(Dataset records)
# # # # #

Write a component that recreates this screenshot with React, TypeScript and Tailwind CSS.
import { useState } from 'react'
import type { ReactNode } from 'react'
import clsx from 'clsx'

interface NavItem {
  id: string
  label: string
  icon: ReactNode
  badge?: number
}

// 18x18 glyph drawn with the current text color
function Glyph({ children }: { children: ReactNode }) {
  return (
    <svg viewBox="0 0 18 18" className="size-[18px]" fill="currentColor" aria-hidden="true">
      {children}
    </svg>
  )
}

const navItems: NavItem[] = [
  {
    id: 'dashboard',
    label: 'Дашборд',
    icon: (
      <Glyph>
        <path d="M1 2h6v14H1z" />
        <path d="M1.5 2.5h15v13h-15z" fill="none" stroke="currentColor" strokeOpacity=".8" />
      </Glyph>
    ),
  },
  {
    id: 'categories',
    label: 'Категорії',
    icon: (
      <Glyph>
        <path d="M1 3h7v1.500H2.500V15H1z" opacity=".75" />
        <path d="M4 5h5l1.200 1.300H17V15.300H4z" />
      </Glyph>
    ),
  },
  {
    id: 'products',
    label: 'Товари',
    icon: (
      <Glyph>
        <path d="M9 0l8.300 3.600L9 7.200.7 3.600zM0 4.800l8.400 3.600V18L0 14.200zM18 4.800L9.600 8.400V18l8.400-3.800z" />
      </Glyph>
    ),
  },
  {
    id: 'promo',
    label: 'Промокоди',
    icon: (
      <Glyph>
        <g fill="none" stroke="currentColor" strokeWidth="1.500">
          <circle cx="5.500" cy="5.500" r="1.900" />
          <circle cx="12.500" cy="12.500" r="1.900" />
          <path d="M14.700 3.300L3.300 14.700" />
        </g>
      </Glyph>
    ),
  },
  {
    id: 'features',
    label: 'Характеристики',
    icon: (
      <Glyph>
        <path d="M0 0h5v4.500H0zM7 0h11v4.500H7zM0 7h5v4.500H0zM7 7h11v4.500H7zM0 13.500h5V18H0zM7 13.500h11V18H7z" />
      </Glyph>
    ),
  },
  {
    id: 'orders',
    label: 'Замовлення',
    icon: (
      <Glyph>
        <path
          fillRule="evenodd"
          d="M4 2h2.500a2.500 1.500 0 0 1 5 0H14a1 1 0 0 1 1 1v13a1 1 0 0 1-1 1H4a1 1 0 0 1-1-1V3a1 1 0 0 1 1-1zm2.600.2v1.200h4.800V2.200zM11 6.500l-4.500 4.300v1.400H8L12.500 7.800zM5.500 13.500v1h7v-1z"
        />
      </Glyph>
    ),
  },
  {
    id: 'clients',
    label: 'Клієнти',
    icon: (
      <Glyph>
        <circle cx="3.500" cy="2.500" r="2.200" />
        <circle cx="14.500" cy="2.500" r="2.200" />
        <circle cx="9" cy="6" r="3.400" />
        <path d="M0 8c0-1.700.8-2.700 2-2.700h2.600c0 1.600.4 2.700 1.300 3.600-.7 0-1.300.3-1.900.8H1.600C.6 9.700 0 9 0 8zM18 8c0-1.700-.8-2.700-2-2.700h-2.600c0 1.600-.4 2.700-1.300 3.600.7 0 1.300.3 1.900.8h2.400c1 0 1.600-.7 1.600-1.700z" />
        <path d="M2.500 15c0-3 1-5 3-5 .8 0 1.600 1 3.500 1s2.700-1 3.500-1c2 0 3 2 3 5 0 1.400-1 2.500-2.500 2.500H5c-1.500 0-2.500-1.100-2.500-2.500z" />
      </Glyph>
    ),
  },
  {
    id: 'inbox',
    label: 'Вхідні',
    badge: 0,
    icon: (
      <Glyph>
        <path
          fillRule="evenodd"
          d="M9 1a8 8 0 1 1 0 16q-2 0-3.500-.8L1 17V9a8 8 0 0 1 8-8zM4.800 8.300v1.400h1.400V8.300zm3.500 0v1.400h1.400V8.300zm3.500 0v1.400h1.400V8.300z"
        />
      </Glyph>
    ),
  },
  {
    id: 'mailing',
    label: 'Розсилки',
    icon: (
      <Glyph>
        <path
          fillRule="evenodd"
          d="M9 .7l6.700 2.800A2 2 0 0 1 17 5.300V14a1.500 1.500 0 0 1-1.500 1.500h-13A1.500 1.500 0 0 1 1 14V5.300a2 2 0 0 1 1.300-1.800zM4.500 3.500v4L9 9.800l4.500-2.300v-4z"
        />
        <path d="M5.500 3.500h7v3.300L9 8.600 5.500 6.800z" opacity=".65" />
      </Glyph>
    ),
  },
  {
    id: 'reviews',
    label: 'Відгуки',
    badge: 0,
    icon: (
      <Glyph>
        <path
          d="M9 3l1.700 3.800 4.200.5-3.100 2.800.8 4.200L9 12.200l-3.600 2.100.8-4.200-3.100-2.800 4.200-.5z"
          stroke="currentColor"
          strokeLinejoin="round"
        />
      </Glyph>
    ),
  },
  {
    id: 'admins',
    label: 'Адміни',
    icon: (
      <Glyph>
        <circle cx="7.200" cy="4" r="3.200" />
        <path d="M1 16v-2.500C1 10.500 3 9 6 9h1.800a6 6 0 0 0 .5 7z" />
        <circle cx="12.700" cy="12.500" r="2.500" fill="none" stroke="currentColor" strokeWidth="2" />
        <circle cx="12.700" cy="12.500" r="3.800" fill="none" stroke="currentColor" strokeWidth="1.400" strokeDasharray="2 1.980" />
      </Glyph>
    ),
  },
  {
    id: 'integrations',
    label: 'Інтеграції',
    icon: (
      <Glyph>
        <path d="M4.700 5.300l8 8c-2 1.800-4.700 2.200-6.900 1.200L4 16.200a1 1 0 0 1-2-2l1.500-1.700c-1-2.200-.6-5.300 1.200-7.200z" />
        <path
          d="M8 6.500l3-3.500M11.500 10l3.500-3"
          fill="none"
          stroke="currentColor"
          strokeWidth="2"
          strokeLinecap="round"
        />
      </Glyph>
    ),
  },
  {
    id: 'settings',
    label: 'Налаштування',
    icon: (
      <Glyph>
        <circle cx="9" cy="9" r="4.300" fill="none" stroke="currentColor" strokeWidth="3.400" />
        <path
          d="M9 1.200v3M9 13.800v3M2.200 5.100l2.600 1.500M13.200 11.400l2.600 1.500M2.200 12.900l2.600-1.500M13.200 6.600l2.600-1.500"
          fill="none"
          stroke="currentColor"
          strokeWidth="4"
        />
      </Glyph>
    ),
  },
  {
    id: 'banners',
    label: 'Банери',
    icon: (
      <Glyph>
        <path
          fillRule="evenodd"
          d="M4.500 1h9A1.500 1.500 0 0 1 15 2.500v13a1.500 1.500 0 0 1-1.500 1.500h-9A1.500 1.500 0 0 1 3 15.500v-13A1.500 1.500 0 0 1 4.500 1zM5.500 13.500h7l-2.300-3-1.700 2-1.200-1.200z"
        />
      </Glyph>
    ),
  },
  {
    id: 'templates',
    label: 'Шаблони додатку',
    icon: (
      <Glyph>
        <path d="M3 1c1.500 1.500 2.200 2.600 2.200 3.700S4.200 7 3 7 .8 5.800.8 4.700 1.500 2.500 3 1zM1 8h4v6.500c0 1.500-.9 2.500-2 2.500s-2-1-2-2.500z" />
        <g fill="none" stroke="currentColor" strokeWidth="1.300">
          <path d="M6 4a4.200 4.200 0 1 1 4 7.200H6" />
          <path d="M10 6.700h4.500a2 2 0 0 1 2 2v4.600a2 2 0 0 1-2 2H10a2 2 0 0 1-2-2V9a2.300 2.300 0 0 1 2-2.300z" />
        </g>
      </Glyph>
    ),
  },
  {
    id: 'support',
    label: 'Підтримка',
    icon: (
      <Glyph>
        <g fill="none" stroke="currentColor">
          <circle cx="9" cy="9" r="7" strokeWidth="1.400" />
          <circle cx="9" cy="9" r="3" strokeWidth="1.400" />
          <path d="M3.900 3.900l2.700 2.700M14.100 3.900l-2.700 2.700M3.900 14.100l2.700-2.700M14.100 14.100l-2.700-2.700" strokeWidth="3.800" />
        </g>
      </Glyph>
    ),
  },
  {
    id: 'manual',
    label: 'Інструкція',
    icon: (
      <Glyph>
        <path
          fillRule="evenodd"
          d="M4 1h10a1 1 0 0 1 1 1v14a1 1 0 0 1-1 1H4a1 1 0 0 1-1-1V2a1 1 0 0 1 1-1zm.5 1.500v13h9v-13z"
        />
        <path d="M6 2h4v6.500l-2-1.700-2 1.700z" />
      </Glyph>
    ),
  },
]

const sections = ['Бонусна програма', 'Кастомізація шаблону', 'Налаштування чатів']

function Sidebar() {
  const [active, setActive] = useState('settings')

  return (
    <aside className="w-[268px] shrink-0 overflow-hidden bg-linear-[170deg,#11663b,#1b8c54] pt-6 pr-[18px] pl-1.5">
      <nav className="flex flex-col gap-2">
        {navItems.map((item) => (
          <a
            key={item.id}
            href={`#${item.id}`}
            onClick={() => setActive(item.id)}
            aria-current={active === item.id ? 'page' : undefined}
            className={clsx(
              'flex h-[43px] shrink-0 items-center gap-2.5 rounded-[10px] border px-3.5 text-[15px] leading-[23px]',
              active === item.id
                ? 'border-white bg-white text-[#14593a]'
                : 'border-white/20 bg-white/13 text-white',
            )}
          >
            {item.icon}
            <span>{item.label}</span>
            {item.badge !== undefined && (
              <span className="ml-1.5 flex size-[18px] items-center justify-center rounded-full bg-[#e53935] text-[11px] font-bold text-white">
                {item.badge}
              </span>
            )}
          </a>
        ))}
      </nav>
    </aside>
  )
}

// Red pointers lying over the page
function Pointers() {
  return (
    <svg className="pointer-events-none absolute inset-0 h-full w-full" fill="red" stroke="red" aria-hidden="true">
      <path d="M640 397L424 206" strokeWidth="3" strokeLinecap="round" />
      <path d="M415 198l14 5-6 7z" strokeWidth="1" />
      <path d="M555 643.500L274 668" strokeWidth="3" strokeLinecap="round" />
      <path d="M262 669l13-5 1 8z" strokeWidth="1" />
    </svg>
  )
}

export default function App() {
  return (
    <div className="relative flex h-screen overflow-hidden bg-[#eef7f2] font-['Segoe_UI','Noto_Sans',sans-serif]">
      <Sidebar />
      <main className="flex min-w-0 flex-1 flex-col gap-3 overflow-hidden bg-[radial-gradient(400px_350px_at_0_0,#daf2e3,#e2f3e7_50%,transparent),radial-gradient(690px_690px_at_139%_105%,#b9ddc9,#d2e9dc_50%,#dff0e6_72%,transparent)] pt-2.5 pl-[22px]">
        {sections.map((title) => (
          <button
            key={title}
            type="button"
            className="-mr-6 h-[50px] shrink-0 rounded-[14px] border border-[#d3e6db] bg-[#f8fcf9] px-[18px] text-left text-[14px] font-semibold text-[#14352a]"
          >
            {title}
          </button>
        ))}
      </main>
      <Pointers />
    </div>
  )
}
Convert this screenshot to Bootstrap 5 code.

# # # # #

Pull out each line of the listing that holds the string "this".

Write a component that recreates this screenshot with React, TypeScript and Tailwind CSS.
Convert this screenshot to Bootstrap 5 code.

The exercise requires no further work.